— Requirements —
Make an exact copy of the data below, leaving out every picture.

— Source excerpt —

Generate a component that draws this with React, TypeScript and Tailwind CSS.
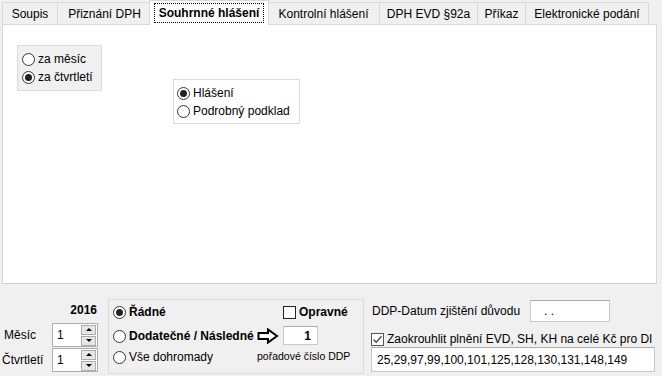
const Radio = ({ checked = false }: { checked?: boolean }) => (
  <span className="w-[13px] h-[13px] rounded-full border border-[#333333] bg-white flex items-center justify-center shrink-0">
    {checked && <span className="w-[7px] h-[7px] rounded-full bg-[#222222]" />}
  </span>
);

const Check = ({ checked = false, dark = false }: { checked?: boolean; dark?: boolean }) => (
  <span
    className={`w-[13px] h-[13px] border bg-white flex items-center justify-center shrink-0 ${
      dark ? "border-[#222222]" : "border-[#555555]"
    }`}
  >
    {checked && (
      <svg width="11" height="11" viewBox="0 0 11 11">
        <path d="M1.5 5.5 L4.2 8.2 L9.5 2.2" fill="none" stroke="#444444" strokeWidth="1.3" />
      </svg>
    )}
  </span>
);

const RadioRow = ({ label, checked, bold }: { label: string; checked?: boolean; bold?: boolean }) => (
  <div className="flex items-center gap-[3px] h-[16px]">
    <Radio checked={checked} />
    <span className={bold ? "font-bold" : ""}>{label}</span>
  </div>
);

const Spin = () => (
  <div className="w-[46px] h-[24px] border border-[#adadad] bg-white flex items-center">
    <span className="flex-1 pl-[4px]">1</span>
    <div className="flex flex-col gap-px mr-[1px]">
      <span className="w-[15px] h-[10px] bg-[#e6e6e6] border border-[#adadad] flex items-center justify-center">
        <span className="w-0 h-0 border-l-[3px] border-r-[3px] border-b-[3px] border-l-transparent border-r-transparent border-b-black" />
      </span>
      <span className="w-[15px] h-[10px] bg-[#e6e6e6] border border-[#adadad] flex items-center justify-center">
        <span className="w-0 h-0 border-l-[3px] border-r-[3px] border-t-[3px] border-l-transparent border-r-transparent border-t-black" />
      </span>
    </div>
  </div>
);

const tabs = [
  { label: "Soupis", w: "w-[55px]" },
  { label: "Přiznání DPH", w: "w-[94px]" },
  { label: "Souhrnné hlášení", w: "w-[120px]", active: true },
  { label: "Kontrolní hlášení", w: "w-[112px]" },
  { label: "DPH EVD §92a", w: "w-[98px]" },
  { label: "Příkaz", w: "w-[48px]" },
  { label: "Elektronické podání", w: "w-[124px]", last: true },
];

export default function App() {
  return (
    <div
      className="w-[662px] h-[376px] bg-[#f0f0f0] overflow-hidden text-[12px] text-black leading-none"
      style={{ fontFamily: '"Liberation Sans", Arial, sans-serif' }}
    >
      {/* tabs */}
      <div className="flex items-end h-[25px] pl-[2px]">
        {tabs.map((t) =>
          t.active ? (
            <div
              key={t.label}
              className={`${t.w} h-[25px] -mx-[2px] relative z-10 bg-white border border-b-0 border-[#d9d9d9] flex items-start justify-center pt-[2px]`}
            >
              <span className="border border-dotted border-black px-[4px] h-[20px] flex items-center font-bold">
                {t.label}
              </span>
            </div>
          ) : (
            <div
              key={t.label}
              className={`${t.w} h-[22px] mb-px bg-[#f0f0f0] border-t border-l border-[#d9d9d9] flex items-center justify-center ${
                t.last ? "border-r" : ""
              }`}
            >
              {t.label}
            </div>
          )
        )}
      </div>

      {/* panel */}
      <div className="-mt-px ml-[2px] w-[655px] h-[260px] bg-white border border-[#d9d9d9] border-b-[#d0d0d0] flex items-start">
        <div className="ml-[14px] mt-[20px] w-[85px] h-[46px] bg-[#f0f0f0] border border-[#dcdcdc] flex flex-col pl-[4px] pt-[5px] gap-[2px]">
          <RadioRow label="za měsíc" />
          <RadioRow label="za čtvrtletí" checked />
        </div>
        <div className="ml-[71px] mt-[54px] w-[127px] h-[45px] bg-white border border-[#dcdcdc] flex flex-col pl-[3px] pt-[5px] gap-[2px]">
          <RadioRow label="Hlášení" checked />
          <RadioRow label="Podrobný podklad" />
        </div>
      </div>

      {/* bottom */}
      <div className="flex items-start h-[93px]">
        <div className="w-[108px] flex flex-col">
          <div className="mt-[20px] h-[14px] text-right pr-[11px] font-bold">2016</div>
          <div className="mt-[5px] flex items-center h-[24px]">
            <span className="w-[52px] pl-[4px]">Měsíc</span>
            <Spin />
          </div>
          <div className="mt-px flex items-center h-[24px]">
            <span className="w-[52px] pl-[2px]">Čtvrtletí</span>
            <Spin />
          </div>
        </div>

        <div className="mt-[15px] w-[256px] h-[75px] border border-[#dcdcdc] flex">
          <div className="w-[148px] flex flex-col pl-[4px]">
            <div className="mt-[4px]">
              <RadioRow label="Řádné" checked bold />
            </div>
            <div className="mt-[8px]">
              <RadioRow label="Dodatečné / Následné" bold />
            </div>
            <div className="mt-[5px]">
              <RadioRow label="Vše dohromady" />
            </div>
          </div>
          <div className="flex flex-col">
            <div className="mt-[5px] pl-[26px] flex items-center gap-[3px] h-[14px]">
              <Check dark />
              <span className="font-bold">Opravné</span>
            </div>
            <div className="mt-[7px] flex items-center h-[19px]">
              <svg width="22" height="16" viewBox="0 0 22 16">
                <polygon
                  points="1.5,5 11,5 11,1.5 20,8 11,14.5 11,11 1.5,11"
                  fill="white"
                  stroke="black"
                  strokeWidth="2"
                  strokeLinejoin="miter"
                />
              </svg>
              <div className="ml-[4px] w-[35px] h-[19px] bg-white border border-[#c8c8c8] border-t-[#adadad] flex items-center justify-end pr-[6px] font-bold">
                1
              </div>
            </div>
            <div className="mt-[6px] text-[10.5px] whitespace-nowrap">pořadové číslo DDP</div>
          </div>
        </div>

        <div className="ml-[7px] w-[285px] flex flex-col">
          <div className="mt-[16px] flex items-center h-[22px]">
            <span className="w-[159px] pl-px">DDP-Datum zjištění důvodu</span>
            <div className="w-[80px] h-[22px] bg-white border border-[#c8c8c8] border-t-[#adadad] flex items-center pl-[13px]">
              . .
            </div>
          </div>
          <div className="mt-[9px] flex items-center gap-[3px] h-[16px] whitespace-nowrap overflow-hidden">
            <Check checked />
            <span>Zaokrouhlit plnění EVD, SH, KH na celé Kč pro DI</span>
          </div>
          <div className="w-[284px] h-[25px] bg-white border border-[#c8c8c8] border-t-[#adadad] flex items-center pl-[5px]">
            25,29,97,99,100,101,125,128,130,131,148,149
          </div>
        </div>
      </div>
    </div>
  );
}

— Solution to this problem —
Generate a component that draws this with React, TypeScript and Tailwind CSS.
const Radio = ({ checked = false }: { checked?: boolean }) => (
  <span className="w-[13px] h-[13px] rounded-full border border-[#333333] bg-white flex items-center justify-center shrink-0">
    {checked && <span className="w-[7px] h-[7px] rounded-full bg-[#222222]" />}
  </span>
);

const Check = ({ checked = false, dark = false }: { checked?: boolean; dark?: boolean }) => (
  <span
    className={`w-[13px] h-[13px] border bg-white flex items-center justify-center shrink-0 ${
      dark ? "border-[#222222]" : "border-[#555555]"
    }`}
  >
    {checked && (
      <svg width="11" height="11" viewBox="0 0 11 11">
        <path d="M1.5 5.5 L4.2 8.2 L9.5 2.2" fill="none" stroke="#444444" strokeWidth="1.3" />
      </svg>
    )}
  </span>
);

const RadioRow = ({ label, checked, bold }: { label: string; checked?: boolean; bold?: boolean }) => (
  <div className="flex items-center gap-[3px] h-[16px]">
    <Radio checked={checked} />
    <span className={bold ? "font-bold" : ""}>{label}</span>
  </div>
);

const Spin = () => (
  <div className="w-[46px] h-[24px] border border-[#adadad] bg-white flex items-center">
    <span className="flex-1 pl-[4px]">1</span>
    <div className="flex flex-col gap-px mr-[1px]">
      <span className="w-[15px] h-[10px] bg-[#e6e6e6] border border-[#adadad] flex items-center justify-center">
        <span className="w-0 h-0 border-l-[3px] border-r-[3px] border-b-[3px] border-l-transparent border-r-transparent border-b-black" />
      </span>
      <span className="w-[15px] h-[10px] bg-[#e6e6e6] border border-[#adadad] flex items-center justify-center">
        <span className="w-0 h-0 border-l-[3px] border-r-[3px] border-t-[3px] border-l-transparent border-r-transparent border-t-black" />
      </span>
    </div>
  </div>
);

const tabs = [
  { label: "Soupis", w: "w-[55px]" },
  { label: "Přiznání DPH", w: "w-[94px]" },
  { label: "Souhrnné hlášení", w: "w-[120px]", active: true },
  { label: "Kontrolní hlášení", w: "w-[112px]" },
  { label: "DPH EVD §92a", w: "w-[98px]" },
  { label: "Příkaz", w: "w-[48px]" },
  { label: "Elektronické podání", w: "w-[124px]", last: true },
];

export default function App() {
  return (
    <div
      className="w-[662px] h-[376px] bg-[#f0f0f0] overflow-hidden text-[12px] text-black leading-none"
      style={{ fontFamily: '"Liberation Sans", Arial, sans-serif' }}
    >
      {/* tabs */}
      <div className="flex items-end h-[25px] pl-[2px]">
        {tabs.map((t) =>
          t.active ? (
            <div
              key={t.label}
              className={`${t.w} h-[25px] -mx-[2px] relative z-10 bg-white border border-b-0 border-[#d9d9d9] flex items-start justify-center pt-[2px]`}
            >
              <span className="border border-dotted border-black px-[4px] h-[20px] flex items-center font-bold">
                {t.label}
              </span>
            </div>
          ) : (
            <div
              key={t.label}
              className={`${t.w} h-[22px] mb-px bg-[#f0f0f0] border-t border-l border-[#d9d9d9] flex items-center justify-center ${
                t.last ? "border-r" : ""
              }`}
            >
              {t.label}
            </div>
          )
        )}
      </div>

      {/* panel */}
      <div className="-mt-px ml-[2px] w-[655px] h-[260px] bg-white border border-[#d9d9d9] border-b-[#d0d0d0] flex items-start">
        <div className="ml-[14px] mt-[20px] w-[85px] h-[46px] bg-[#f0f0f0] border border-[#dcdcdc] flex flex-col pl-[4px] pt-[5px] gap-[2px]">
          <RadioRow label="za měsíc" />
          <RadioRow label="za čtvrtletí" checked />
        </div>
        <div className="ml-[71px] mt-[54px] w-[127px] h-[45px] bg-white border border-[#dcdcdc] flex flex-col pl-[3px] pt-[5px] gap-[2px]">
          <RadioRow label="Hlášení" checked />
          <RadioRow label="Podrobný podklad" />
        </div>
      </div>

      {/* bottom */}
      <div className="flex items-start h-[93px]">
        <div className="w-[108px] flex flex-col">
          <div className="mt-[20px] h-[14px] text-right pr-[11px] font-bold">2016</div>
          <div className="mt-[5px] flex items-center h-[24px]">
            <span className="w-[52px] pl-[4px]">Měsíc</span>
            <Spin />
          </div>
          <div className="mt-px flex items-center h-[24px]">
            <span className="w-[52px] pl-[2px]">Čtvrtletí</span>
            <Spin />
          </div>
        </div>

        <div className="mt-[15px] w-[256px] h-[75px] border border-[#dcdcdc] flex">
          <div className="w-[148px] flex flex-col pl-[4px]">
            <div className="mt-[4px]">
              <RadioRow label="Řádné" checked bold />
            </div>
            <div className="mt-[8px]">
              <RadioRow label="Dodatečné / Následné" bold />
            </div>
            <div className="mt-[5px]">
              <RadioRow label="Vše dohromady" />
            </div>
          </div>
          <div className="flex flex-col">
            <div className="mt-[5px] pl-[26px] flex items-center gap-[3px] h-[14px]">
              <Check dark />
              <span className="font-bold">Opravné</span>
            </div>
            <div className="mt-[7px] flex items-center h-[19px]">
              <svg width="22" height="16" viewBox="0 0 22 16">
                <polygon
                  points="1.5,5 11,5 11,1.5 20,8 11,14.5 11,11 1.5,11"
                  fill="white"
                  stroke="black"
                  strokeWidth="2"
                  strokeLinejoin="miter"
                />
              </svg>
              <div className="ml-[4px] w-[35px] h-[19px] bg-white border border-[#c8c8c8] border-t-[#adadad] flex items-center justify-end pr-[6px] font-bold">
                1
              </div>
            </div>
            <div className="mt-[6px] text-[10.5px] whitespace-nowrap">pořadové číslo DDP</div>
          </div>
        </div>

        <div className="ml-[7px] w-[285px] flex flex-col">
          <div className="mt-[16px] flex items-center h-[22px]">
            <span className="w-[159px] pl-px">DDP-Datum zjištění důvodu</span>
            <div className="w-[80px] h-[22px] bg-white border border-[#c8c8c8] border-t-[#adadad] flex items-center pl-[13px]">
              . .
            </div>
          </div>
          <div className="mt-[9px] flex items-center gap-[3px] h-[16px] whitespace-nowrap overflow-hidden">
            <Check checked />
            <span>Zaokrouhlit plnění EVD, SH, KH na celé Kč pro DI</span>
          </div>
          <div className="w-[284px] h-[25px] bg-white border border-[#c8c8c8] border-t-[#adadad] flex items-center pl-[5px]">
            25,29,97,99,100,101,125,128,130,131,148,149
          </div>
        </div>
      </div>
    </div>
  );
}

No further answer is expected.